Répartie en quatre zones - asiatique, américaine, horticole et européenne -, la nature s’observe ici sur 200 hectares. Bien sûr, des étiquettes affichant les noms latins des espèces renseignent sur l’origine de chaque arbre, mais l’essentiel réside dans le principe de libre déambulation qui permet au visiteur de croiser, au détour d’un bosquet ou près d’un étang, une flore et une faune diversifiées – faisans, hérons, cormorans, chevreuils, etc. « Notre idée est la suivante, explique Frédéric Achille : pour enseigner au grand public le respect de la biodiversité, il ne faut pas que ce soit uniquement savant, mais également agréable, joli d’un point de vue esthétique. En un mot, paysager. » 


Les « stars » de Chèvreloup sont nombreuses : selon les saisons, on admire la grande allée de cèdres bleus de l’Atlas (800 mètres de long), les fragiles cerisiers du Japon, la collection fleurie et multicolore de rhododendrons, les feuilles piquantes de l’araucaria du Chili, surnommé « le désespoir des singes », ou encore les écorces sensibles des érables, dont l’érable cannelle - un arbre qu’affectionne Frédéric Achille pour « son toucher et son feuillage d’été et d’automne » -, ou encore les séquoias géants des Amériques. 

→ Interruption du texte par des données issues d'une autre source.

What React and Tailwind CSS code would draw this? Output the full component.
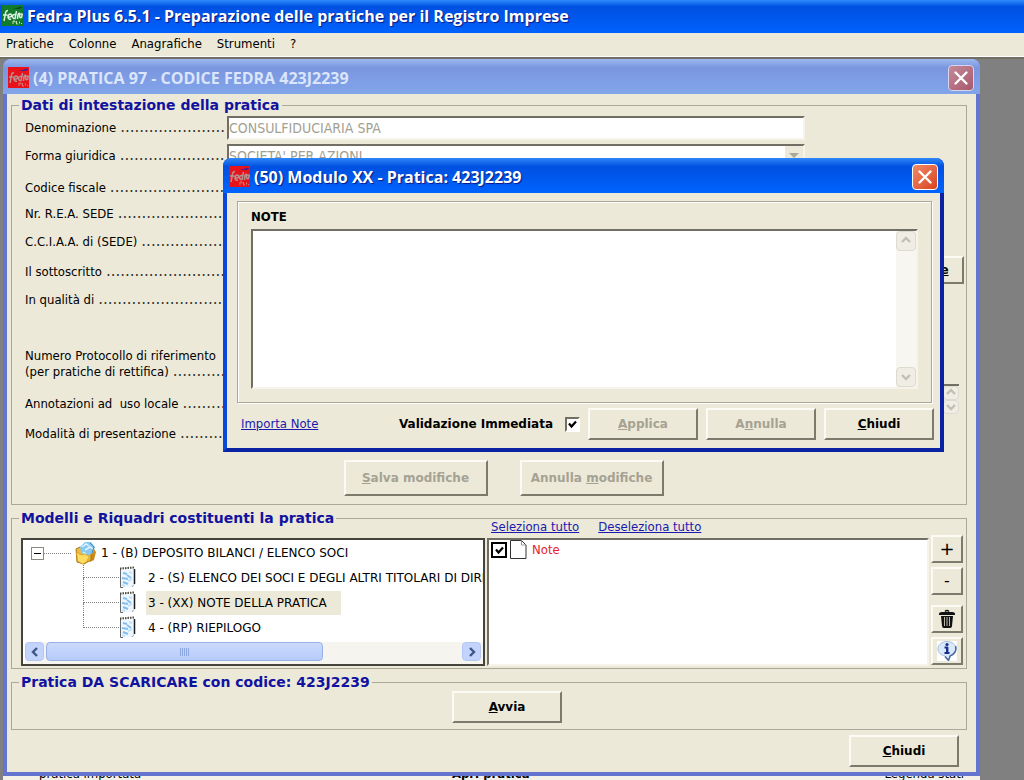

Pourtant, l’endroit que notre guide préfère est le modeste bois de l’ancienne pépinière, qui jouxte le domaine historique de Trianon. « C’est un endroit un peu abandonné, né autour d’arbres de pépiniéristes qui n’ont pas été transplantés. Cela donne une petite forêt qui semble naturelle, sauf qu’elle est constituée d’espèces à la fois ordinaires et plus exotiques. » Un magnolia surgit ainsi à côté d’un conifère, tandis qu’un cerisier grandit entre deux chênes. « Pour nous, scientifiques et jardiniers du Muséum, tous les arbres de Chèvreloup sont des passerelles. Ils doivent nous introduire à la nature, à la science, à la pédagogie, à l’esthétique. Car s’émerveiller, c’est le début de la protection de la nature. »


Au milieu de chênes centenaires


Pour les responsables de l’arboretum, pas question de s’endormir sur leurs récents lauriers ! « Pour 2019, nous avons ouvert plusieurs nouveaux sentiers de randonnée afin d’aider le visiteur à cheminer au milieu de nos 10.000 arbres », informe Frédéric Achille.Outre un parcours sportif de 12 kilomètres destiné aux randonneurs aguerris, notre guide est particulièrement fier de nous faire découvrir le parcours « Île-de-France », chemin enherbé d’un kilomètre de long qui se termine au milieu de chênes centenaires, après avoir serpenté dans une biodiversité ordinaire et sauvage : aubépiniers, sorbiers des oiseaux, aulnes glutineux, mais aussi ronces, tapis de fleurs sciaphiles (qui se développent à l’ombre), bois mort… « C’est une démarche plus écologique, qui vise un public plus large que les seuls férus de botanique. » De même, un champ de fleurs mellifères semées sur les deux hectares de l’ancien réservoir de Chèvreloup, qui date de l’époque de Louis XIV, sera observable dès cet été. Quand le Roi-Soleil se fait Roi-Biodiversité…


Pratique


Préparer sa visite


30 route de Versailles, Rocquencourt (78). Tél. : 01 39 55 53 80. Ouvert tous les jours (sauf le 1er mai) jusqu’au 15 novembre, de 10 heures à 18 heures. Entrée : 7 EUR ; tarif réduit 5 EUR ; billet famille 20 EUR.


Comment y aller ?


En voiture : au départ de Paris, autoroute A13, sortie Versailles-Notre-Dame-Saint-Germain. En bus : au départ de Versailles, ligne B ou H jusqu’à l’arrêt Centre commercial Parly 2.


Sur place


Parking (voitures et vélos), accès handicapés partiel, tables de pique-nique, parcours de randonnée fléchés et visites guidées thématiques. Toutes les infos sur www.arboretumdeversailles chevreloup.fr


À lire 


Arboretum de Versailles-Chèvreloup, de Frédéric Achille, Snezana Gerbault et Gabriela Lamy, Rouergue/MNHN, 2017, 25 €. Certaines des photos de ce livre seront exposées au pavillon d’accueil de l’arboretum à partir du 17 mai.